Ford Chair Bill Ford said CATL will assist in getting the automaker “up to speed so that we can build these batteries ourselves.”
“Manufacturing these new batteries in America will help us build more EVs faster and will ultimately make them more affordable for our customers,” he said Monday during an event announcing the investment.
Ford declined to comment on the financial details of the licensing agreement with CATL.

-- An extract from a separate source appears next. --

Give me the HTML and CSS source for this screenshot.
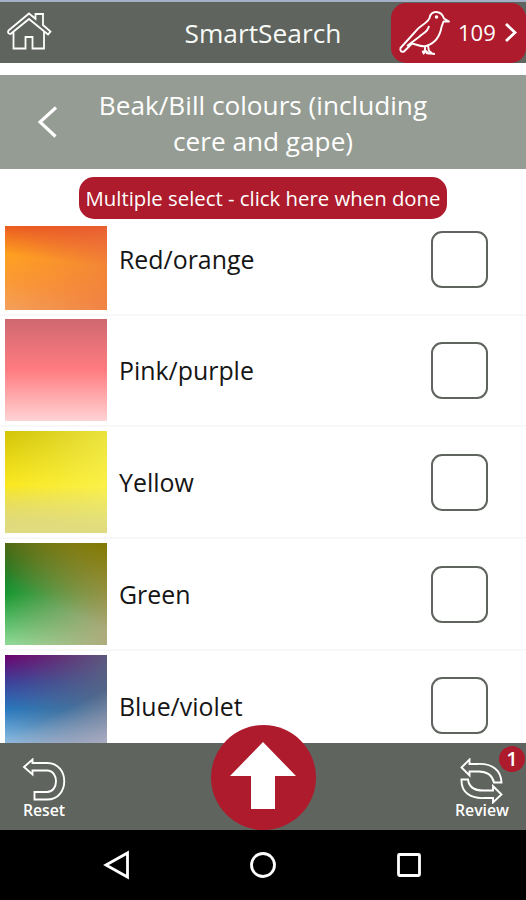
FILE: index.html
```html
<!DOCTYPE html>
<html lang="en">
<head>
<meta charset="utf-8">
<title>SmartSearch</title>
<link rel="stylesheet" href="styles.css">
</head>
<body>
<div class="app">
  <header class="topbar">
    <svg class="home" viewBox="0 0 46 40" width="46" height="40"><path d="M6.500 19.500V36.500H18.500V25H25.500V36.500H37V19.500M1.500 18.500L22 1.500L28.500 6.800V2H36V13L43.500 19.500L41 22.500L22 7L3.500 22Q0 21.500 1.500 18.500Z"/></svg>
    <h1 class="title">SmartSearch</h1>
    <div class="results">
      <svg class="bird" viewBox="0 0 54 48" width="54" height="48"><path d="M51 12.500L46 9.500C43 1 33 1 31.500 9C30 14 22 16 17 23L2.500 39Q1.500 43.500 6 42.500L14 34.500C18 35 23 38.500 28 37C38 34 42 27 43.500 18L45.500 12.500Z"/><path d="M31 17C30 23 25 24 21 28L9 37M27 38V42L24 43M30 37L31 42L34 44M25 45L28 42L31 45M28 44L37 45"/><circle cx="38.500" cy="8" r=".8"/></svg>
      <span class="count">109</span>
      <svg class="next" viewBox="0 0 14 22" width="14" height="22"><path d="M2 2L11 10.500L2 19"/></svg>
    </div>
  </header>
  <div class="subheader">
    <svg class="back" viewBox="0 0 20 32" width="20" height="32"><path d="M18 1.500L2 16L17.500 30.500"/></svg>
    <h2 class="question">Beak/Bill colours (including<br>cere and gape)</h2>
  </div>
  <div class="done-row"><button class="done">Multiple select - click here when done</button></div>
  <main class="list">
    <div class="row"><i class="swatch red"></i><span class="label">Red/orange</span><i class="check"></i></div>
    <div class="row"><i class="swatch pink"></i><span class="label">Pink/purple</span><i class="check"></i></div>
    <div class="row"><i class="swatch yellow"></i><span class="label">Yellow</span><i class="check"></i></div>
    <div class="row"><i class="swatch green"></i><span class="label">Green</span><i class="check"></i></div>
    <div class="row"><i class="swatch blue"></i><span class="label">Blue/violet</span><i class="check"></i></div>
  </main>
  <footer class="toolbar">
    <div class="tool reset">
      <svg viewBox="0 0 44 44" width="44" height="44"><path d="M2 9L10.500 1.500V5H25C48 5 48 41.500 25 41.500H12.500V34H25C37 34 37 12.500 25 12.500H10.500V16.500Z"/></svg>
      <span>Reset</span>
    </div>
    <div class="up"><svg viewBox="0 0 66 67" width="66" height="67"><path d="M33 0L66 34H45V67H21V34H0Z"/></svg></div>
    <div class="tool review">
      <svg viewBox="0 0 44 46" width="44" height="46"><path d="M1.500 9.500L9.500 1.500V6H17C33 5 41 13 41.500 24.500H34C32 16 26 13 17 13.500H9.500V17.500ZM1.500 21.500H8C9 29 15 33 25 32.500H33V28L41.500 36.500L33 44.500V40H25C10 41 1 34 1.500 21.500Z"/></svg>
      <span>Review</span>
      <b class="badge">1</b>
    </div>
  </footer>
  <nav class="system">
    <svg viewBox="0 0 28 30" width="28" height="30"><path d="M3 15L24.500 3V27Z"/></svg>
    <svg viewBox="0 0 28 30" width="28" height="30"><circle cx="14" cy="15" r="11.500"/></svg>
    <svg viewBox="0 0 28 30" width="28" height="30"><rect x="3.500" y="4.500" width="21" height="21" rx="1"/></svg>
  </nav>
</div>
</body>
</html>
```
FILE: styles.css
```css
* { box-sizing: border-box; }
body { margin: 0; background: #fff; font-family: "Open Sans", sans-serif; color: #151515; }
svg { display: block; fill: none; stroke: #fff; flex: none; }
h1, h2 { margin: 0; font-weight: 400; }
.app { width: 526px; height: 900px; display: flex; flex-direction: column; overflow: hidden; }

.topbar { height: 63px; flex: none; border-top: 2px solid #a5b0c8; background: #5f645e; display: grid; grid-template-columns: 135px 256px 135px; align-items: center; margin-bottom: 12px; }
.home { margin: -1px 0 0 7px; stroke-width: 1.800; }
.title { color: #f8faf7; font-size: 26.300px; line-height: 34px; text-align: center; white-space: nowrap; }
.results { height: 60px; background: #ad1b2d; border-radius: 15px; display: flex; align-items: center; color: #fff; }
.bird { margin: 1px 0 0 7px; stroke-width: 1.900; stroke-linejoin: round; }
.count { font-size: 22px; margin: -2px 0 0 6px; width: 46px; }
.next { stroke-width: 2.800; }

.subheader { height: 94px; flex: none; background: #959c93; display: grid; grid-template-columns: 90px 346px 90px; align-items: center; }
.back { margin-left: 38px; stroke-width: 3.200; }
.question { color: #fff; font-size: 26.200px; line-height: 36px; text-align: center; white-space: nowrap; padding-top: 1px; }

.done-row { height: 57px; flex: none; padding-top: 8px; display: flex; justify-content: center; }
.done { width: 368px; height: 42px; border: 0; border-radius: 15px; padding: 0; background: #ad1b2d; color: #fff; font: 20.350px "Open Sans", sans-serif; white-space: nowrap; }

.list { height: 516.500px; flex: none; overflow: hidden; display: flex; flex-direction: column; }
.row { height: 111.800px; flex: none; border-bottom: 2px solid #f8f8f8; padding: 0 38px 0 5px; display: flex; align-items: center; }
.row:first-child { height: 89.600px; align-items: flex-start; }
.row:first-child .swatch { height: 84px; }
.row:first-child .label { margin-top: 16px; }
.row:first-child .check { margin-top: 5px; }
.swatch { width: 102px; height: 102px; flex: none; }
.label { flex: 1; margin-left: 12px; font-size: 24.900px; line-height: 34px; }
.check { width: 57px; height: 57px; border: 2px solid #5f645e; border-radius: 11px; }
.red { background: linear-gradient(90deg, #ec754400, #ec7544a0), linear-gradient(187deg, #e33c15 0, #ee6820 18%, #ffa11f 42%, #fb9a35 70%, #f3a05c 100%); }
.pink { background: linear-gradient(#cf6871, #ff7c80 50%, #ffd3d5); }
.yellow { background: linear-gradient(#e0dc8000 55%, #dfdb80 100%), linear-gradient(90deg, #fbf66300, #fbf66399), linear-gradient(#d2c408, #f9e81f 52%, #dfd57c); }
.green { background: linear-gradient(205deg, #827900 0, #82790000 58%), linear-gradient(90deg, #b5a57b00 0, #b5a57be0 100%), linear-gradient(#205b20, #179830 50%, #8fdb98); }
.blue { background: linear-gradient(155deg, #bdb9cf00 55%, #bdb9cf 100%), linear-gradient(90deg, #5a6b8200, #5a6b82d0), linear-gradient(#6d006d, #3c419b 27%, #2878bd 53%, #70acd9 77%, #b5d0ef); }

.toolbar { height: 87.500px; flex: none; background: #5f645e; display: grid; grid-template-columns: 88px 350px 88px; justify-items: center; position: relative; }
.tool { color: #fff; font-size: 15.800px; font-weight: 600; line-height: 20px; display: flex; flex-direction: column; align-items: center; position: relative; padding-top: 15px; width: 88px; }
.tool svg { stroke-width: 1.900; }
.tool span { margin-top: -4px; }
.reset span { margin-top: -2px; }
.badge { position: absolute; top: 3px; right: 1px; width: 26px; height: 26px; border-radius: 50%; background: #ad1b2d; font-weight: 600; font-size: 20px; line-height: 26px; text-align: center; }
.up { width: 105px; height: 105px; margin-top: -17.500px; border-radius: 50%; background: #ad1b2d; display: flex; align-items: center; justify-content: center; z-index: 1; }
.up svg { fill: #fff; stroke: none; margin-top: -4px; }
.system { flex: 1; background: #000; display: flex; justify-content: center; gap: 118px; align-items: center; }
.system svg { stroke-width: 2.800; }
```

The plant is expected to open in 2026 and employ about 2,500 people, according to the Detroit automaker. It will produce new lithium iron phosphate batteries, or LFP, as opposed to pricier nickel cobalt manganese batteries, which the company is currently using. The new batteries are expected to offer different benefits at a lower cost, assisting Ford in increasing EV production and profit margins.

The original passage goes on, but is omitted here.